After Japan and its Axis powers lost World War II, it also lost its colonial rule over Korea. Korea evolved, through war and peace, into two separate countries with two separate governments. But Korea as a whole has forgotten her children. Women that traveled barefoot from the war fronts of Taiwan and China back home. They returned to a country that did not welcome them with open arms, instead, they merely skimmed over their bruised bodies and pushed them aside to a forgotten place in the history books. Most of these girls returned to dead relatives, confiscated homes, and unemployment. Today, the grandmothers that work part-time jobs or run a shop in local markets could be one of the women that gripped on fervently to make a living. All while burying their memories into late-night dreams, unwanted by society and its government. 

I resonate with these women because, according to testimonies, most of them were 14 or 16 during this time. As a 15-year-old Korean girl alive today to see the Japanese government’s attempts to erase history, all I feel is shock and disgust towards everyone that killed a small part of these women’s souls. To the Japanese soldiers that abused these women to the point of suicide. To the Japanese government that refused legal responsibilities because these women were “voluntary prostitutes” (Ramseyer 2021). And to the Korean public’s indirect support of these actions by not acknowledging nor offering help to these women until much time has passed. 

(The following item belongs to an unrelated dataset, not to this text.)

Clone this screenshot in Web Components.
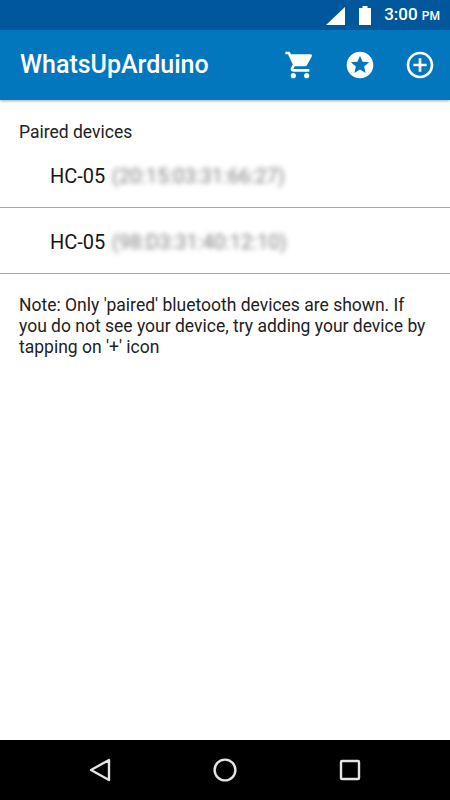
<!DOCTYPE html>
<html><head><meta charset="utf-8"><style>
html,body{margin:0;padding:0;height:100%}
body{width:450px;height:800px;overflow:hidden;font-family:Roboto,sans-serif;background:#fff}
app-screen{height:800px}
</style></head><body>
<app-screen>
  <status-bar slot="top"></status-bar>
  <app-bar slot="top" title="WhatsUpArduino"></app-bar>
  <section-label>Paired devices</section-label>
  <device-row name="HC-05" addr="(20:15:03:31:66:27)"></device-row>
  <device-row tall name="HC-05" addr="(98:D3:31:40:12:10)"></device-row>
  <note-text>Note: Only 'paired' bluetooth devices are shown. If you do not see your device, try adding your device by tapping on '+' icon</note-text>
  <nav-bar slot="bottom"></nav-bar>
</app-screen>
<script>
function def(name,html,init){
  customElements.define(name,class extends HTMLElement{
    constructor(){super();this.attachShadow({mode:'open'}).innerHTML=html;}
    connectedCallback(){if(init)init(this);}
  });
}
def('app-screen',`<style>
:host{display:flex;flex-direction:column;width:450px;background:#fff}
main{flex:1;display:flex;flex-direction:column;min-height:0}
</style><slot name="top"></slot><main><slot></slot></main><slot name="bottom"></slot>`);
def('status-bar',`<style>
:host{display:flex;align-items:center;justify-content:flex-end;height:30px;background:#01579b;color:#fff;padding-right:10px;box-sizing:border-box;position:relative;z-index:2}
svg{display:block}
.sig{margin-right:14px;margin-top:1px}
.bat{margin-right:13px}
.t{font:500 17px/30px Roboto,sans-serif}
small{font-size:12px;font-weight:500;margin-left:0}
</style>
<svg class="sig" width="19" height="18" viewBox="0 0 19 18"><path d="M0 18 19 0V18Z" fill="#fff"/></svg>
<svg class="bat" width="12" height="19" viewBox="0 0 12 19"><path d="M3.500 0h5v2H12V19H0V2h3.500Z" fill="#fff"/></svg>
<span class="t">3:00 <small>PM</small></span>`);
def('app-bar',`<style>
:host{display:flex;align-items:center;height:70px;background:#0277bd;color:#fff;padding:0 14px 0 20px;box-sizing:border-box;box-shadow:0 1px 3px rgba(0,0,0,.35);position:relative;z-index:1}
h1{flex:1;margin:0;font:500 25px/32px Roboto,sans-serif}
.icons{display:flex;align-items:center;gap:28px}
svg{display:block;width:32px;height:32px;fill:#fff}
</style>
<h1></h1>
<div class="icons">
<svg viewBox="0 0 24 24"><path d="M7 18c-1.100 0-1.990.9-1.990 2S5.900 22 7 22s2-.9 2-2-.9-2-2-2zM1 2v2h2l3.600 7.590-1.350 2.450c-.16.280-.25.610-.25.960 0 1.100.9 2 2 2h12v-2H7.420c-.14 0-.25-.11-.25-.25l.03-.12.9-1.630h7.450c.75 0 1.410-.41 1.750-1.030l3.580-6.490A1 1 0 0 0 20 4H5.210l-.94-2H1zm16 16c-1.100 0-1.990.9-1.990 2s.89 2 1.990 2 2-.9 2-2-.9-2-2-2z"/></svg>
<svg viewBox="0 0 24 24"><path d="M11.990 2C6.470 2 2 6.480 2 12s4.470 10 9.990 10C17.520 22 22 17.520 22 12S17.520 2 11.990 2zm4.240 16L12 15.450 7.770 18l1.120-4.810-3.730-3.230 4.920-.42L12 5l1.920 4.530 4.920.42-3.730 3.230L16.230 18z"/></svg>
<svg viewBox="0 0 24 24"><path d="M13 7h-2v4H7v2h4v4h2v-4h4v-2h-4V7zm-1-5C6.480 2 2 6.480 2 12s4.480 10 10 10 10-4.480 10-10S17.520 2 12 2zm0 18c-4.410 0-8-3.590-8-8s3.590-8 8-8 8 3.590 8 8-3.590 8-8 8z"/></svg>
</div>`,el=>{el.shadowRoot.querySelector('h1').textContent=el.getAttribute('title');});
def('section-label',`<style>
:host{display:block;padding:21px 19px 0;font:400 17.500px/22px Roboto,sans-serif;color:#222}
</style><slot></slot>`);
def('device-row',`<style>
:host{display:flex;align-items:center;height:65px;box-sizing:border-box;padding:2px 0 0 50px;border-bottom:1px solid #a8a8a8;font:400 20px/24px Roboto,sans-serif;color:#151515;white-space:nowrap}
:host([tall]){height:66px;padding-top:3px}
.n{margin-right:6.500px}
.a{color:#808080;filter:blur(2.500px)}
</style><span class="n"></span><span class="a"></span>`,el=>{
  el.shadowRoot.querySelector('.n').textContent=el.getAttribute('name');
  el.shadowRoot.querySelector('.a').textContent=el.getAttribute('addr');
});
def('note-text',`<style>
:host{display:block;padding:21px 19px 0;font:400 17.500px/21px Roboto,sans-serif;color:#222}
</style><slot></slot>`);
def('nav-bar',`<style>
:host{display:flex;justify-content:space-between;align-items:center;height:60px;background:#000;padding:0 87px;box-sizing:border-box;margin-top:auto}
svg{display:block;width:26px;height:26px;fill:none;stroke:#e4e4e4;stroke-width:2.400;stroke-linejoin:round}
</style>
<svg viewBox="0 0 26 26"><path d="M4 13 22 3V23Z"/></svg>
<svg viewBox="0 0 26 26"><circle cx="13" cy="13" r="10.400"/></svg>
<svg viewBox="0 0 26 26"><rect x="4" y="4" width="18" height="18" rx="1"/></svg>`);
</script>
</body></html>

The world needs to remember them for the injustices they had overcome to live side by side along with their untarnished compatriots. Remember the girls who hated their blood-torn bodies and hung themselves on rope. Remember the women who lived that were ostracized by society and had nightmares of when they were 16 at the age of 80. 

We still see echoes of this century-old pain in the news. In March 2021, a Harvard University professor, Ramseyer, claimed that the 200,000 comfort women had chosen to work voluntarily via contracts (The Guardian 2021). This view was pushed by the Japanese public, appearing in some of their major newspapers. And in January 2021, a South Korean Judge demanded Japan pay 100 million won ($91,800) each to 12 victims when they had sued the Japanese government in 2016. In response, Japan rejected the ruling and Chief Cabinet Secretary Katsunobu Kato called it “absolutely unacceptable” (CNN 2021). 

The world already acknowledges that the practice of comfort women is a “crime against humanity.” But the true perpetrators refuse to admit, apologize, or let history be told. We cannot forget these women and the support they deserve.